For some reason the "From:" address changed in my message and the
email didn't go through the list, sorry. I did reply right away with a
real-world example. Follows below.

-- Hisham

---------- Forwarded message ----------
Date: 15 March 2018 at 20:22
Subject: Re: Nils in tables in Lua 5.4.0 (worki1) (Was: [ANN] ...now available
To: Lua mailing list <lua-l@lists.lua.org>


On Thu, Mar 15, 2018, 15:59 Roberto Ierusalimschy
<roberto@inf.puc-rio.br> wrote:
>
> > I do value a lot the possibility of being able to keep writing code
> > that's "5.1 and up" compatible (LuaRocks is like that!). But I'd
> > prefer to have a syntax that doesn't work at all on 5.1-5.3 than to
> > have 5.4 code that runs on 5.3 (and vice-versa) but then silently
> > behaves differently.
>
> I don't see how 't[i]=undef' would behave differently with the new or
> the old semantics. What will behave differently is 't[i]=nil' (after
> all, this is the whole point of the change in the behavior), which
> we should avoid.


#t will silently work differently. But the point is that Lua code
doesn't live in a bubble. When I write Lua 5.3 code in a "Lua 5.1 and
up" fashion I assume that I have access to the entire Lua 5.x
ecosystem (from LuaFileSystem onwards). This has been true from 5.1 up
to 5.3.

Up until 5.3, writing code "5.1 and up" simply meant "do not depend on
the latest version's features": no `goto`s, the occasional `if`
statement to switch between `setfenv` and `_ENV`, a little wrapper to
normalize the return values of `os.execute`, that kind of thing. It
was never the case that "you can run code written for Lua 5.(x-1), but
it'll be broken in subtle ways".

If the clever "backwards compatibility" of undef means that I can
write Lua 5.4 code that runs on 5.3... as long as it doesn't make use
of the distinctive 5.4 features (fine) _and never interacts with any
Lua 5.1-5.3 code_ (not fine), then that's of very little use. And
making it look syntactically like it's "Lua 5.1 and up" compatible in
the sense that we've taken it to mean until today is bound to trip
people up (really not fine).

The bottom line is: if these two worlds of code (Lua 5.4 code with
undef and the vast ecosystem of thousands of existing Lua 5.x modules)
will never be able to integrate properly anyway, then it's better to
break the syntax to make sure people never try to run them at the same
time.

> > [...] if anywhere you forget and "unset" a key with nil (which you
> > can do indirectly, e.g. with table.move(), so no, grepping the sources
> > isn't enough), [...]
>
> Just for curiosity, can you give me a real-case example of unseting a
> key with nil indirectly through table.move?

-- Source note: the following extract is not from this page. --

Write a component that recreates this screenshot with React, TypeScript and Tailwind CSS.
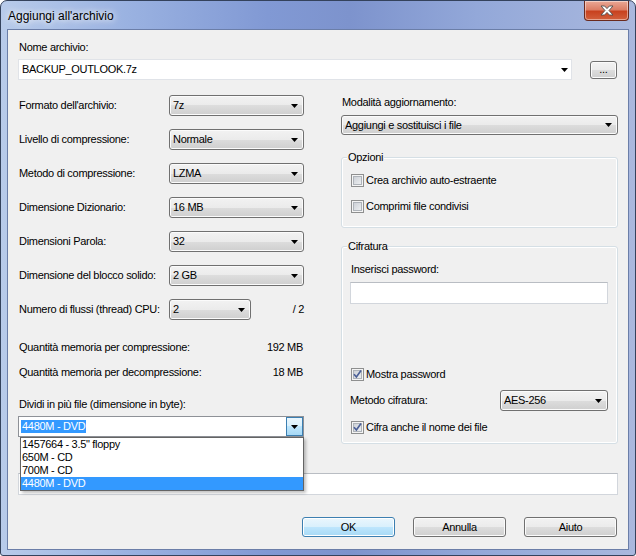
import React from 'react';

const font = "font-['Liberation_Sans',Arial,sans-serif]";

function Arrow() {
  return (
    <svg width="7" height="4" viewBox="0 0 7 4" className="shrink-0">
      <path d="M0 0H7L3.5 4Z" fill="#000" />
    </svg>
  );
}

function Combo({ value, className = '' }: { value: string; className?: string }) {
  return (
    <div
      className={`flex items-center rounded-[3px] border border-[#707070] bg-[linear-gradient(#f2f2f2_0%,#ebebeb_50%,#dddddd_50%,#cfcfcf_100%)] pl-[3px] pr-[5px] shadow-[inset_0_0_0_1px_#fbfbfb] ${className}`}
    >
      <span className="flex-1 truncate">{value}</span>
      <Arrow />
    </div>
  );
}

function Check({ label, checked = false }: { label: string; checked?: boolean }) {
  return (
    <div className="flex h-[13px] items-center gap-[2px]">
      <span className="flex h-[13px] w-[13px] shrink-0 items-center justify-center border border-[#8e8f8f] bg-[#f4f4f4]">
        <span className="flex h-[9px] w-[9px] items-center justify-center border border-[#aeb3b9] bg-[linear-gradient(135deg,#cdd1d7_0%,#eceef0_100%)]">
          {checked && (
            <svg width="9" height="9" viewBox="0 0 9 9" className="overflow-visible">
              <path d="M1 4.2L3.4 7L8 0.6" fill="none" stroke="#4a5f97" strokeWidth="1.7" />
            </svg>
          )}
        </span>
      </span>
      <span>{label}</span>
    </div>
  );
}

function Btn({ children, primary = false }: { children: React.ReactNode; primary?: boolean }) {
  return (
    <div
      className={`flex h-[20px] w-[93px] items-center justify-center rounded-[3px] border ${
        primary
          ? 'border-[#3c7fb1] bg-[linear-gradient(#eaf6fd_0%,#d9f0fc_50%,#bee6fd_50%,#a7d9f5_100%)] shadow-[inset_0_0_0_1px_#ffffff]'
          : 'border-[#707070] bg-[linear-gradient(#f2f2f2_0%,#ebebeb_50%,#dddddd_50%,#cfcfcf_100%)] shadow-[inset_0_0_0_1px_#fbfbfb]'
      }`}
    >
      {children}
    </div>
  );
}

function CloseButton() {
  return (
    <div className="mr-[6px] flex h-[20px] w-[45px] items-center justify-center rounded-b-[4px] border border-t-0 border-[#6a2a1e] bg-[linear-gradient(#eaa896_0%,#dc7e66_45%,#c8421f_55%,#d2603c_100%)] shadow-[inset_0_0_0_1px_rgba(255,255,255,0.45)]">
      <svg width="14" height="11" viewBox="0 0 14 11">
        <path
          d="M1 1H4.6L7 3.6L9.4 1H13L9 5.5L13 10H9.4L7 7.4L4.6 10H1L5 5.5Z"
          fill="#fff"
          stroke="#4d4d4d"
          strokeWidth="0.9"
        />
      </svg>
    </div>
  );
}

function Row({ label, children }: { label: string; children: React.ReactNode }) {
  return (
    <div className="flex h-[21px] items-center">
      <span className="w-[151px] pl-[1px]">{label}</span>
      {children}
    </div>
  );
}

export default function App() {
  return (
    <div className={`${font} h-[556px] w-[636px] text-[11px] leading-[13px] tracking-[-0.3px] text-black`}>
      <div className="flex h-full w-full flex-col rounded-t-[7px] rounded-b-[3px] border border-[#34425c] bg-[linear-gradient(90deg,#b8cbea_0%,#9ab2e1_20%,#8199d4_42%,#7d93cd_55%,#93a8d9_75%,#a9b8de_100%)]">
        {/* title bar */}
        <div className="flex h-[28px] shrink-0 items-start justify-between">
          <div className="pl-[7px] pt-[7px] text-[12px] leading-[16px] tracking-normal [text-shadow:0_0_6px_#fff,0_0_10px_rgba(255,255,255,0.8)]">
            Aggiungi all'archivio
          </div>
          <CloseButton />
        </div>

        {/* client area */}
        <div className="mx-[6px] mb-[5px] flex flex-1 flex-col border border-[#6b7ea8] bg-[#f0f0f0] px-[10px] pt-[11px]">
          <div className="pl-[1px]">Nome archivio:</div>
          <div className="mt-[5px] flex items-start">
            <div className="flex h-[21px] w-[554px] items-center border border-[#e0e3e8] bg-white pl-[3px] pr-[3px]">
              <span className="flex-1">BACKUP_OUTLOOK.7z</span>
              <Arrow />
            </div>
            <div className="ml-auto mr-[1px] mt-[2px] flex h-[18px] w-[27px] items-end justify-center rounded-[3px] border border-[#707070] bg-[linear-gradient(#f2f2f2_0%,#ebebeb_50%,#dddddd_50%,#cfcfcf_100%)] pb-[2px] shadow-[inset_0_0_0_1px_#fbfbfb]">
              ...
            </div>
          </div>

          <div className="mt-[15px] grid grid-cols-[286px_277px] items-start gap-x-[37px]">
            {/* left column */}
            <div className="flex flex-col">
              <div className="flex flex-col gap-[13px]">
                <Row label="Formato dell'archivio:">
                  <Combo value="7z" className="h-[21px] w-[135px]" />
                </Row>
                <Row label="Livello di compressione:">
                  <Combo value="Normale" className="h-[21px] w-[135px]" />
                </Row>
                <Row label="Metodo di compressione:">
                  <Combo value="LZMA" className="h-[21px] w-[135px]" />
                </Row>
                <Row label="Dimensione Dizionario:">
                  <Combo value="16 MB" className="h-[21px] w-[135px]" />
                </Row>
                <Row label="Dimensioni Parola:">
                  <Combo value="32" className="h-[21px] w-[135px]" />
                </Row>
                <Row label="Dimensione del blocco solido:">
                  <Combo value="2 GB" className="h-[21px] w-[135px]" />
                </Row>
                <Row label="Numero di flussi (thread) CPU:">
                  <Combo value="2" className="h-[21px] w-[82px]" />
                  <span className="flex-1 text-right">/ 2</span>
                </Row>
              </div>

              <div className="mt-[21px] flex justify-between pl-[1px] pr-[1px]">
                <span>Quantità memoria per compressione:</span>
                <span>192 MB</span>
              </div>
              <div className="mt-[12px] flex justify-between pl-[1px] pr-[1px]">
                <span>Quantità memoria per decompressione:</span>
                <span>18 MB</span>
              </div>

              <div className="mt-[19px] pl-[1px]">Dividi in più file (dimensione in byte):</div>
              <div className="relative z-10 mt-[5px] flex h-[21px] border border-[#8e9197] bg-white">
                <div className="flex flex-1 items-center pl-[2px]">
                  <span className="bg-[#3399ff] px-[1px] text-white">4480M - DVD</span>
                </div>
                <div className="flex w-[17px] items-center justify-center border border-[#3c7fb1] bg-[linear-gradient(#eaf6fd_0%,#d9f0fc_50%,#bee6fd_50%,#a7d9f5_100%)]">
                  <Arrow />
                </div>
                <div className="absolute left-[1px] right-[-1px] top-[20px] border border-[#646464] bg-white shadow-[2px_2px_3px_rgba(0,0,0,0.25)]">
                  <div className="h-[13px] pl-[1px]">1457664 - 3.5" floppy</div>
                  <div className="h-[13px] pl-[1px]">650M - CD</div>
                  <div className="h-[13px] pl-[1px]">700M - CD</div>
                  <div className="h-[13px] bg-[#3399ff] pl-[1px] text-white">4480M - DVD</div>
                </div>
              </div>
            </div>

            {/* right column */}
            <div className="flex flex-col pt-[1px]">
              <div className="pl-[1px]">Modalità aggiornamento:</div>
              <Combo value="Aggiungi e sostituisci i file" className="mt-[6px] h-[20px] w-full" />

              <fieldset className="mt-[16px] rounded-[3px] border border-[#d5dfe5] px-[9px] pb-[14px] shadow-[inset_0_0_0_1px_#ffffff]">
                <legend className="-ml-[4px] bg-[#f0f0f0] px-[1px]">Opzioni</legend>
                <div className="mt-[10px]">
                  <Check label="Crea archivio auto-estraente" />
                </div>
                <div className="mt-[13px]">
                  <Check label="Comprimi file condivisi" />
                </div>
              </fieldset>

              <fieldset className="mt-[12px] rounded-[3px] border border-[#d5dfe5] px-[9px] pb-[9px] shadow-[inset_0_0_0_1px_#ffffff]">
                <legend className="-ml-[4px] bg-[#f0f0f0] px-[1px]">Cifratura</legend>
                <div className="mt-[10px]">Inserisci password:</div>
                <div className="-ml-[1px] mt-[6px] h-[22px] w-[258px] border border-[#d2d6dc] border-t-[#b9bdc3] bg-white" />
                <div className="mt-[64px]">
                  <Check label="Mostra password" checked />
                </div>
                <div className="-ml-[1px] mt-[9px] flex h-[21px] w-[258px] items-center justify-between">
                  <span>Metodo cifratura:</span>
                  <Combo value="AES-256" className="h-[21px] w-[108px]" />
                </div>
                <div className="mt-[10px]">
                  <Check label="Cifra anche il nome dei file" checked />
                </div>
              </fieldset>
            </div>
          </div>

          <div className="mt-[29px] h-[22px] w-full border border-[#d2d6dc] border-t-[#b9bdc3] bg-white" />

          <div className="mt-[22px] flex justify-end gap-[18px] pr-[1px]">
            <Btn primary>OK</Btn>
            <Btn>Annulla</Btn>
            <Btn>Aiuto</Btn>
          </div>
        </div>
      </div>
    </div>
  );
}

https://github.com/titan-lang/titan/blob/foreign/c-parser/cpp.lua#L451

Anyway, I just gave that one example because I had it from the top of
my head. But it's trivial to think up other realistic examples. Take
any assignment of the form `t[k] = f()` where function f may or may
not return a value. Saying that such a drastic change would be
greppable is understating the problem by a huge amount.